Omit all pictures, then retype the data exactly as given.

━━━━━━━━━━━━━━━━━━━━━━━━━━━━━━

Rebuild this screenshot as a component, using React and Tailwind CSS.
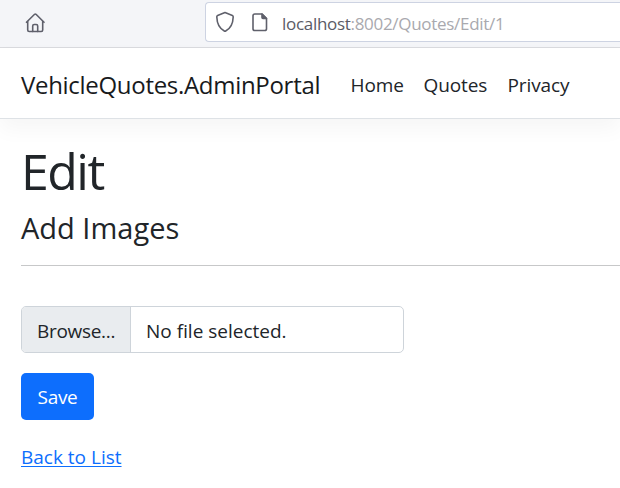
import React from "react";

function HomeIcon() {
  return (
    <svg width="20" height="20" viewBox="0 0 20 20" fill="none" stroke="#5f606b" strokeWidth="1.6" strokeLinecap="round" strokeLinejoin="round">
      <path d="M1.500 9.300 9.600 1.300Q10.300 .7 11 1.300L19 9.300" />
      <path d="M2.700 8.500V17Q2.700 18.500 4.200 18.500H16.200Q17.700 18.500 17.700 17V8.500" />
      <path d="M7.700 18.500V13Q7.700 11.500 9.200 11.500H11.200Q12.700 11.500 12.700 13V18.500" />
    </svg>
  );
}

function ShieldIcon() {
  return (
    <svg width="20" height="22" viewBox="0 0 20 22" fill="none" stroke="#5f606b" strokeWidth="1.6" strokeLinejoin="round">
      <path d="M10 1.500 17.400 4.500Q18.300 4.900 18.200 6C18 12 15.500 17.500 10.700 20Q10 20.400 9.300 20C4.500 17.500 2 12 1.800 6Q1.700 4.900 2.600 4.500Z" />
    </svg>
  );
}

function PageIcon() {
  return (
    <svg width="16" height="19" viewBox="0 0 16 19" fill="none" stroke="#5f606b" strokeWidth="1.600" strokeLinejoin="round">
      <path d="M10 1H2.800Q1 1 1 2.800V15.700Q1 17.500 2.800 17.500H12.700Q14.500 17.500 14.500 15.700V5.500Z" />
      <path d="M10 1V4.500Q10 5.500 11 5.500H14.500Z" fill="#5f606b" />
    </svg>
  );
}

export default function App() {
  return (
    <div className="h-[488px] w-[620px] overflow-hidden bg-white font-['Open_Sans','Noto_Sans',sans-serif] text-[19px] text-[#212529]">
      <div className="flex h-12 border-b border-[#d9dade] bg-[#f4f5f8]">
        <div className="w-[205px] pl-[25px] pt-[13px]">
          <HomeIcon />
        </div>
        <div className="mt-[2px] flex h-10 flex-1 rounded-l border border-r-0 border-[#cdd3e2] bg-white pl-[9px]">
          <div className="w-[37px] pt-[8px]">
            <ShieldIcon />
          </div>
          <div className="w-[30px] pt-[10px]">
            <PageIcon />
          </div>
          <div className="whitespace-nowrap pt-px text-[17px] leading-[40px] tracking-[-0.3px] text-[#a9a9ae]">
            <span className="text-[#5b5b66]">localhost</span>:8002/Quotes/Edit/1
          </div>
        </div>
      </div>

      <header className="flex h-[71px] items-center whitespace-nowrap border-b border-[#dee2e6] pl-[21px] pt-[3px] shadow-[0_10px_20px_rgba(0,0,0,0.04)]">
        <a className="w-[329px] text-[24px] leading-[36px] tracking-[-0.3px] text-[#181a1c]">VehicleQuotes.AdminPortal</a>
        <nav className="flex pl-[0.5px] leading-[36px] tracking-[-0.1px]">
          <a className="w-[73px]">Home</a>
          <a className="w-[84px]">Quotes</a>
          <a>Privacy</a>
        </nav>
      </header>

      <main className="pl-[21px]">
        <h1 className="mt-[22px] h-[60px] text-[50px] leading-[60px] tracking-[-1.5px]">Edit</h1>
        <h4 className="mt-[9px] h-[36px] text-[29px] leading-[36px] tracking-[0px]">Add Images</h4>
        <hr className="mt-[19px] border-[#c7c8c9]" />
        <form>
          <div className="mt-10 flex h-[47px] w-[383px] overflow-hidden whitespace-nowrap rounded-[5px] border border-[#ced4da] leading-[48px]">
            <div className="w-[109px] border-r border-[#ced4da] bg-[#e9ecef] pl-[15px] tracking-[-0.3px]">Browse...</div>
            <div className="pl-[15px]">No file selected.</div>
          </div>
          <button type="button" className="mt-5 block h-[47px] w-[73px] rounded-[5px] bg-[#0d6efd] pt-[2px] leading-[45px] tracking-[-0.3px] text-white">Save</button>
        </form>
        <a className="mt-[22px] block w-fit leading-[30px] text-[#0d6efd] underline decoration-1 underline-offset-2">Back to List</a>
      </main>
    </div>
  );
}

━━━━━━━━━━━━━━━━━━━━━━━━━━━━━━

- **THE RESULT**:
Rebuild this screenshot as a component, using React and Tailwind CSS.
import React from "react";

function HomeIcon() {
  return (
    <svg width="20" height="20" viewBox="0 0 20 20" fill="none" stroke="#5f606b" strokeWidth="1.6" strokeLinecap="round" strokeLinejoin="round">
      <path d="M1.500 9.300 9.600 1.300Q10.300 .7 11 1.300L19 9.300" />
      <path d="M2.700 8.500V17Q2.700 18.500 4.200 18.500H16.200Q17.700 18.500 17.700 17V8.500" />
      <path d="M7.700 18.500V13Q7.700 11.500 9.200 11.500H11.200Q12.700 11.500 12.700 13V18.500" />
    </svg>
  );
}

function ShieldIcon() {
  return (
    <svg width="20" height="22" viewBox="0 0 20 22" fill="none" stroke="#5f606b" strokeWidth="1.6" strokeLinejoin="round">
      <path d="M10 1.500 17.400 4.500Q18.300 4.900 18.200 6C18 12 15.500 17.500 10.700 20Q10 20.400 9.300 20C4.500 17.500 2 12 1.800 6Q1.700 4.900 2.600 4.500Z" />
    </svg>
  );
}

function PageIcon() {
  return (
    <svg width="16" height="19" viewBox="0 0 16 19" fill="none" stroke="#5f606b" strokeWidth="1.600" strokeLinejoin="round">
      <path d="M10 1H2.800Q1 1 1 2.800V15.700Q1 17.500 2.800 17.500H12.700Q14.500 17.500 14.500 15.700V5.500Z" />
      <path d="M10 1V4.500Q10 5.500 11 5.500H14.500Z" fill="#5f606b" />
    </svg>
  );
}

export default function App() {
  return (
    <div className="h-[488px] w-[620px] overflow-hidden bg-white font-['Open_Sans','Noto_Sans',sans-serif] text-[19px] text-[#212529]">
      <div className="flex h-12 border-b border-[#d9dade] bg-[#f4f5f8]">
        <div className="w-[205px] pl-[25px] pt-[13px]">
          <HomeIcon />
        </div>
        <div className="mt-[2px] flex h-10 flex-1 rounded-l border border-r-0 border-[#cdd3e2] bg-white pl-[9px]">
          <div className="w-[37px] pt-[8px]">
            <ShieldIcon />
          </div>
          <div className="w-[30px] pt-[10px]">
            <PageIcon />
          </div>
          <div className="whitespace-nowrap pt-px text-[17px] leading-[40px] tracking-[-0.3px] text-[#a9a9ae]">
            <span className="text-[#5b5b66]">localhost</span>:8002/Quotes/Edit/1
          </div>
        </div>
      </div>

      <header className="flex h-[71px] items-center whitespace-nowrap border-b border-[#dee2e6] pl-[21px] pt-[3px] shadow-[0_10px_20px_rgba(0,0,0,0.04)]">
        <a className="w-[329px] text-[24px] leading-[36px] tracking-[-0.3px] text-[#181a1c]">VehicleQuotes.AdminPortal</a>
        <nav className="flex pl-[0.5px] leading-[36px] tracking-[-0.1px]">
          <a className="w-[73px]">Home</a>
          <a className="w-[84px]">Quotes</a>
          <a>Privacy</a>
        </nav>
      </header>

      <main className="pl-[21px]">
        <h1 className="mt-[22px] h-[60px] text-[50px] leading-[60px] tracking-[-1.5px]">Edit</h1>
        <h4 className="mt-[9px] h-[36px] text-[29px] leading-[36px] tracking-[0px]">Add Images</h4>
        <hr className="mt-[19px] border-[#c7c8c9]" />
        <form>
          <div className="mt-10 flex h-[47px] w-[383px] overflow-hidden whitespace-nowrap rounded-[5px] border border-[#ced4da] leading-[48px]">
            <div className="w-[109px] border-r border-[#ced4da] bg-[#e9ecef] pl-[15px] tracking-[-0.3px]">Browse...</div>
            <div className="pl-[15px]">No file selected.</div>
          </div>
          <button type="button" className="mt-5 block h-[47px] w-[73px] rounded-[5px] bg-[#0d6efd] pt-[2px] leading-[45px] tracking-[-0.3px] text-white">Save</button>
        </form>
        <a className="mt-[22px] block w-fit leading-[30px] text-[#0d6efd] underline decoration-1 underline-offset-2">Back to List</a>
      </main>
    </div>
  );
}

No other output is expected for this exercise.